I am so happy — and content. The darkness that defined me for so long has been banished.
As anyone who has experienced the magic of the mushroom knows, it’s impossible to accurately recount the experience either in person or in print. The incredible knowledge you are given and things you are shown, simply wither and blow away at any serious attempt at recounting them. It’s an impossibly maddening experience trying to adequately convey one’s mushroom trip without looking like you have lost all your marbles. The wisdom turns against itself and defies the telling.
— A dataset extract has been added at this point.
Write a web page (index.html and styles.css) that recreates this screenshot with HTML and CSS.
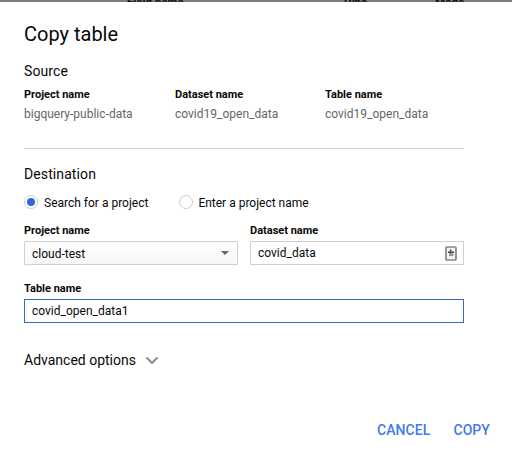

And as all of us who have traveled that path in earnest understand, with no doubt whatsoever, that our existence in, and interconnectedness with, the universe makes us both nothing and everything simultaneously, significant and insignificant at the same time, one just as true as the other. Yin and yang, ones and zeroes. Some (including myself) have said that during their trips they saw God and he is us. If you remove the brashness from that statement, it rings with staggering truth.
On one hand, we are just cosmic dust with a heartbeat. But on the other hand, we are the creator as well as the created. We contain the birth and death of all history behind us and all possible futures in front of us. We are infinite, and when we are firmly in our trips, we are able to finally begin to wrap our minds around that concept. The infinite and interconnected conscience of all that IS simply feels right; it makes sense, and it is pure bliss.
We now know how ignorant we have been for so long with our ego in the way, and we are utterly humbled at the incredible beauty that we have seen, and struck down to our knees at the magnitude of the revelations we have been shown. Our experience granted us a level of peace and understanding that sings in our heart, even though it defies all logic and rational thought.